*Data segment*:
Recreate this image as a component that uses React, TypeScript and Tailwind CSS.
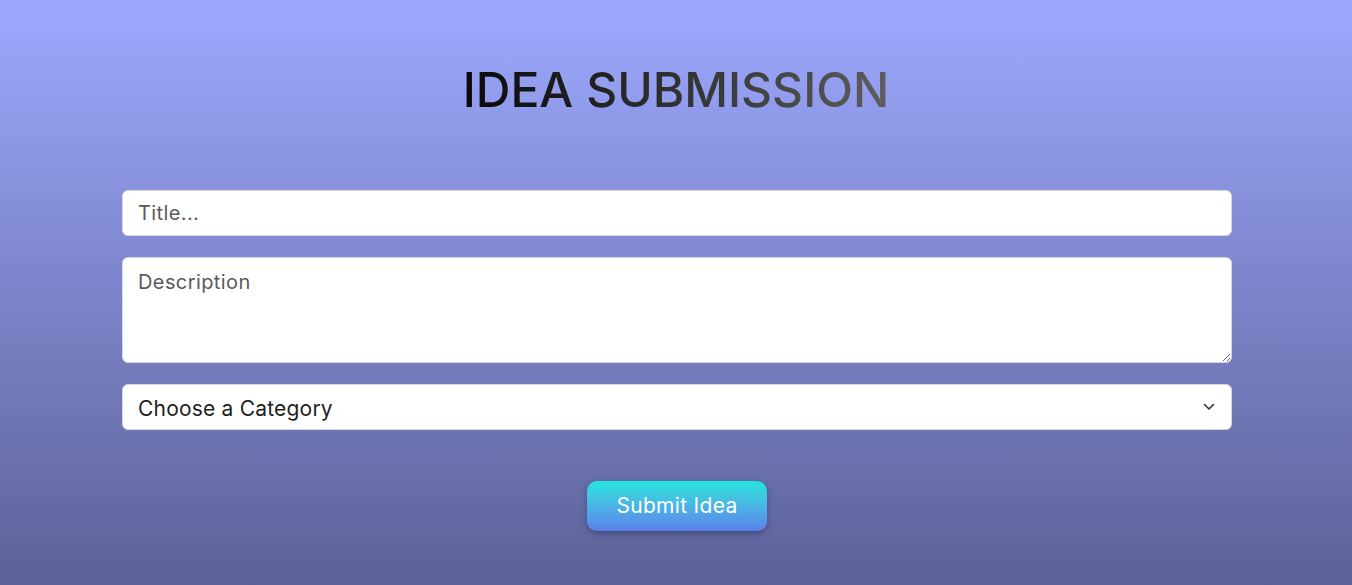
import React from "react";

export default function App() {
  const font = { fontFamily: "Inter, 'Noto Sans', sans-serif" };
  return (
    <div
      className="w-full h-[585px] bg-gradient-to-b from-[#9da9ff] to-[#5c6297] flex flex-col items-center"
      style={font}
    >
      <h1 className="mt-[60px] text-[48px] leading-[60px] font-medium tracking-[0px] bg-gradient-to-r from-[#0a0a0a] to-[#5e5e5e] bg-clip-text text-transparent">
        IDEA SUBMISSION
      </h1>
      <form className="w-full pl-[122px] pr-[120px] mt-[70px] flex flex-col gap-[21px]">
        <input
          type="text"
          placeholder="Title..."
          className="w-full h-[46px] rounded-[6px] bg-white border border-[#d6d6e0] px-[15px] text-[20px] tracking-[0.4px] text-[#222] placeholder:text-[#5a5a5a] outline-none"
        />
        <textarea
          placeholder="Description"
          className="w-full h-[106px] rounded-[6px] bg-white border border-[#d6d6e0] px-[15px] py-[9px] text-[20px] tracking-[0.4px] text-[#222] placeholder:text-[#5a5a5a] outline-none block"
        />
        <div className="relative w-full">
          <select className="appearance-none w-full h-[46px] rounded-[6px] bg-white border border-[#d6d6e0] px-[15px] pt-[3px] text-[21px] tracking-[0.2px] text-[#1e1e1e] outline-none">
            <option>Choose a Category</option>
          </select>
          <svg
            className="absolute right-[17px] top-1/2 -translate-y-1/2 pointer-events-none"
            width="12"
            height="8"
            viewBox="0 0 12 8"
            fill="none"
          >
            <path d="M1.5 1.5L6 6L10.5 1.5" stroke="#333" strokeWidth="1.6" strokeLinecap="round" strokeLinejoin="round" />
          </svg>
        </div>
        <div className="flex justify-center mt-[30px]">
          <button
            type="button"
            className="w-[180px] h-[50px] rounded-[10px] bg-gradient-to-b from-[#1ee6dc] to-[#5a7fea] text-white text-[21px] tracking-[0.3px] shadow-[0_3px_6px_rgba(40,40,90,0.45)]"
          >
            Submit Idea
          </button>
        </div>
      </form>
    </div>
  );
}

*Exercise*: Your task is to restate word for word the lines from the top of the data to the line containing "import React from", both ends included, with every picture left out.

*Response below*:
Recreate this image as a component that uses React, TypeScript and Tailwind CSS.
import React from "react";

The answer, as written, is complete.